Planète Lazarus T.2, plongé dans le chaos
Dans un premier temps, ce deuxième et dernier tome de l’évènement Planète Lazarus raconte les retombées de l’éruption volcanique de l’île de Lazare qui a provoqué une pluie verte de la fameuse eau capable de faire revivre les morts. Suite directe du premier tome, on y découvre les impacts sur le quotidien de quelques personnes, au travers de héros et héroïnes de second plan qui voient leur entourage et la population changer de comportement face à cette catastrophe. Des gens se découvrent des pouvoirs, d’autres les perdent, et de manière générale, c’est toute une vie qui est remise en cause. Ces quelques chapitres fonctionnent plutôt bien et offrent une bouffée d’air frais entre deux chapitres d’action, où le combat contre le démon fils de Nezha continue, après la « mort » de son père dans le premier tome. Un combat qui n’est pas toujours passionnant, mais qui souffre surtout comme dans le premier, d’un énième rebondissement qui tente de maintenir un suspense artificiel. La surenchère d’entités démoniaques et de changements de paradigme (comme avec un passage où les super voient leurs pouvoirs échangés entre elles et eux) frôle parfois avec le ridicule, peinant à trouver le bon équilibre. C’est un récit inégal, dont l’intérêt réside essentiellement dans la qualité du travail des artistes à l’oeuvre, avec quelques chapitres franchement très beaux, notamment ceux de Mahmud Asrar.
En conclusion de l’event, l’action se déporte vers l’île de Themyscira, où vivent les Amazones. L’île de Wonder Woman subit le contrecoup de la pluie de lazare qui a bouleversé le monde (jusqu’à une résolution que je me garde de vous divulgâcher), avec des Dieux et Déesses qui se rebellent autour de Héra, avec la firme ambition de faire payer à l’humanité ses propres torts. L’île perd alors son invisibilité, désormais visible par tout le monde, tandis que les Amazones tentent tant bien que mal de résister aux assauts des Dieux et Déesses qu’elles vénéraient autrefois. Ces quelques chapitres, tirés d’épisodes de Planète Lazarus en VO consacrés à Wonder Woman et de la série principale, sont le vrai point fort de cet évènement. Il y a plein de bonnes choses dans ces chapitres écrits par G. Willow Wilson et Becky Cloonan, notamment sur la réflexion portant sur la responsabilité humaine, mais aussi l’éternel dilemme auquel Wonder Woman est confrontée de par sa nature de demi-déesse.
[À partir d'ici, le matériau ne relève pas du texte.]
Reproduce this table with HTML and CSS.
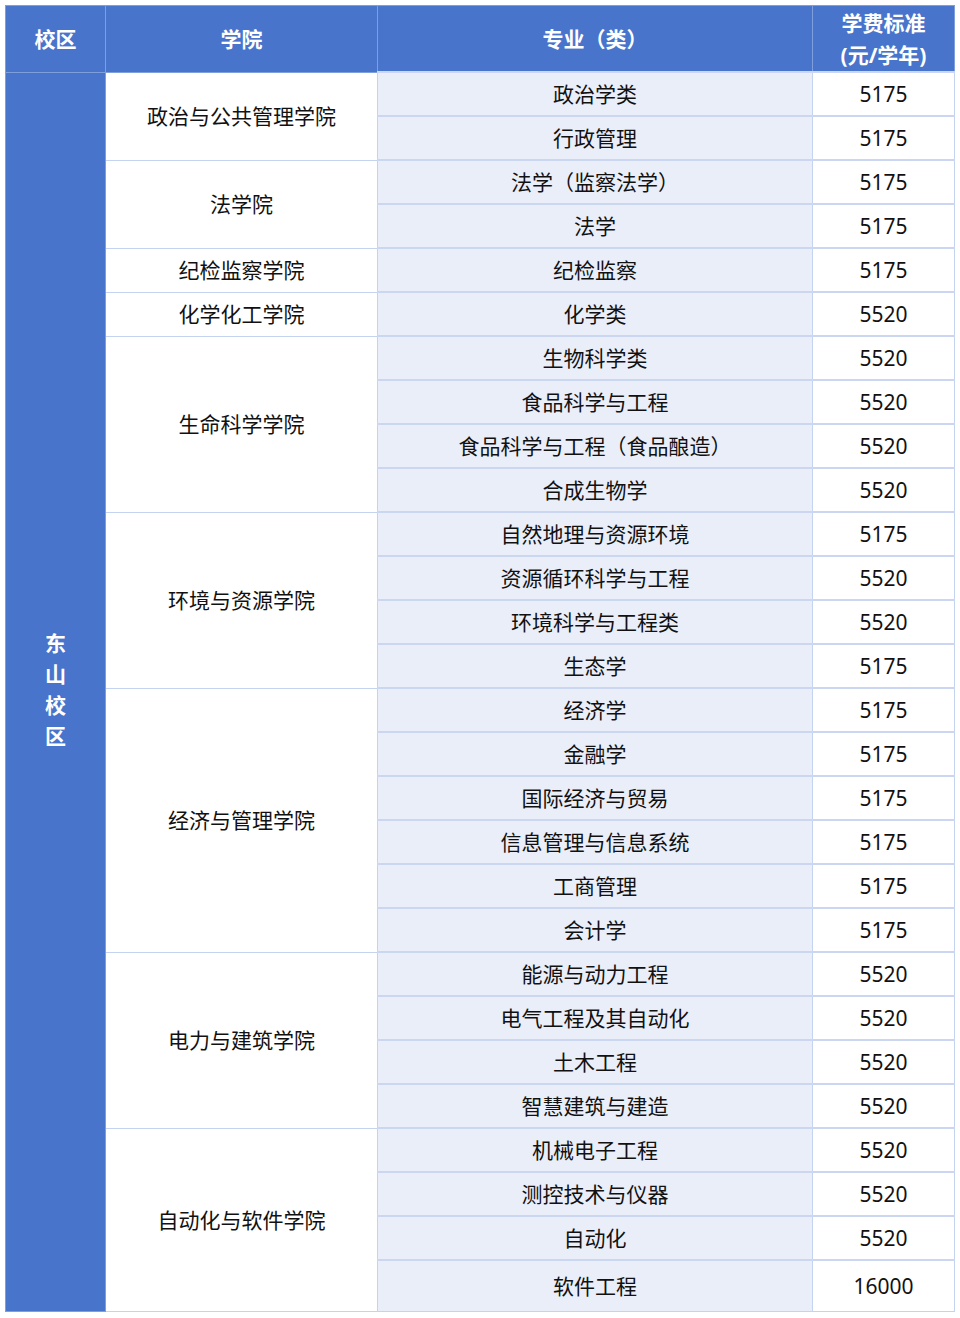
FILE: index.html
```html
<!DOCTYPE html>
<html lang="zh-CN">
<head>
<meta charset="utf-8">
<link rel="stylesheet" href="styles.css">
</head>
<body>
<table class="fees">
<colgroup>
<col class="c-campus"><col class="c-college"><col class="c-major"><col class="c-fee">
</colgroup>
<thead>
<tr><th>校区</th><th>学院</th><th>专业（类）</th><th>学费标准<br>(元/学年)</th></tr>
</thead>
<tbody>
<tr><td class="campus" rowspan="28"><div class="vert">东<br>山<br>校<br>区</div></td><td class="college" rowspan="2">政治与公共管理学院</td><td class="major">政治学类</td><td class="fee">5175</td></tr>
<tr><td class="major">行政管理</td><td class="fee">5175</td></tr>
<tr><td class="college" rowspan="2">法学院</td><td class="major">法学（监察法学）</td><td class="fee">5175</td></tr>
<tr><td class="major">法学</td><td class="fee">5175</td></tr>
<tr><td class="college">纪检监察学院</td><td class="major">纪检监察</td><td class="fee">5175</td></tr>
<tr><td class="college">化学化工学院</td><td class="major">化学类</td><td class="fee">5520</td></tr>
<tr><td class="college" rowspan="4">生命科学学院</td><td class="major">生物科学类</td><td class="fee">5520</td></tr>
<tr><td class="major">食品科学与工程</td><td class="fee">5520</td></tr>
<tr><td class="major">食品科学与工程（食品酿造）</td><td class="fee">5520</td></tr>
<tr><td class="major">合成生物学</td><td class="fee">5520</td></tr>
<tr><td class="college" rowspan="4">环境与资源学院</td><td class="major">自然地理与资源环境</td><td class="fee">5175</td></tr>
<tr><td class="major">资源循环科学与工程</td><td class="fee">5520</td></tr>
<tr><td class="major">环境科学与工程类</td><td class="fee">5520</td></tr>
<tr><td class="major">生态学</td><td class="fee">5175</td></tr>
<tr><td class="college" rowspan="6">经济与管理学院</td><td class="major">经济学</td><td class="fee">5175</td></tr>
<tr><td class="major">金融学</td><td class="fee">5175</td></tr>
<tr><td class="major">国际经济与贸易</td><td class="fee">5175</td></tr>
<tr><td class="major">信息管理与信息系统</td><td class="fee">5175</td></tr>
<tr><td class="major">工商管理</td><td class="fee">5175</td></tr>
<tr><td class="major">会计学</td><td class="fee">5175</td></tr>
<tr><td class="college" rowspan="4">电力与建筑学院</td><td class="major">能源与动力工程</td><td class="fee">5520</td></tr>
<tr><td class="major">电气工程及其自动化</td><td class="fee">5520</td></tr>
<tr><td class="major">土木工程</td><td class="fee">5520</td></tr>
<tr><td class="major">智慧建筑与建造</td><td class="fee">5520</td></tr>
<tr><td class="college" rowspan="4">自动化与软件学院</td><td class="major">机械电子工程</td><td class="fee">5520</td></tr>
<tr><td class="major">测控技术与仪器</td><td class="fee">5520</td></tr>
<tr><td class="major">自动化</td><td class="fee">5520</td></tr>
<tr class="last"><td class="major">软件工程</td><td class="fee">16000</td></tr>
</tbody>
</table>
</body>
</html>
```
FILE: styles.css
```css
html, body {
  margin: 0;
  padding: 0;
  background: #ffffff;
}
body {
  padding: 5px 0 0 5px;
  font-family: "Noto Sans", "Noto Sans CJK SC", sans-serif;
  color: #111111;
}
.fees {
  border-collapse: collapse;
  table-layout: fixed;
  width: 949px;
  font-size: 21px;
}
.c-campus { width: 100px; }
.c-college { width: 272px; }
.c-major { width: 435px; }
.c-fee { width: 142px; }
.fees th, .fees td {
  border: 1px solid #c4d3ef;
  padding: 0;
  text-align: center;
  vertical-align: middle;
}
.fees th {
  background: #4874cb;
  color: #ffffff;
  font-weight: bold;
  height: 65px;
  line-height: 32px;
  border-color: #7f9fdc;
}
.fees td {
  height: 42px;
  line-height: 28px;
}
.fees tr.last td {
  height: 50px;
}
.fees td.campus {
  background: #4874cb;
  color: #ffffff;
  font-weight: bold;
  border-color: #7f9fdc;
}
.vert {
  line-height: 31px;
  padding-bottom: 4px;
}
.fees td.major {
  background: #eaeef9;
  border-top: 2px solid #cbd7f1;
}
.fees td.college, .fees td.fee {
  background: #ffffff;
}
.fees td.fee {
  border-top: 2px solid #cbd7f1;
}
```
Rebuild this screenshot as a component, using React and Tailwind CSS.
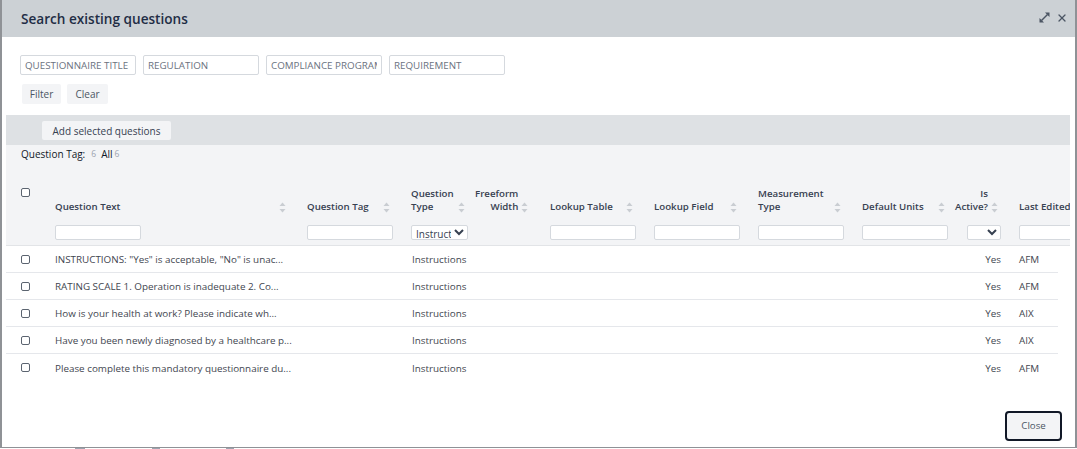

Elle est tiraillée entre sa volonté de sauver l’humanité et sa proximité avec des figures divines, alors que se présente à ses côtés Mary, la grande soeur de Billy Batson, autrement connu sous le nom Shazam, qui semble avoir beaucoup de choses à dire. Une association surprenante mais efficace, qui offre une belle conclusion à un évènement qui n’a pas toujours été à la hauteur des espoirs.
- Blue Beetle Infinite, Poison Ivy Infinite T.1 et Planète Lazarus T.2 sont disponibles en librairie aux éditions Urban Comics.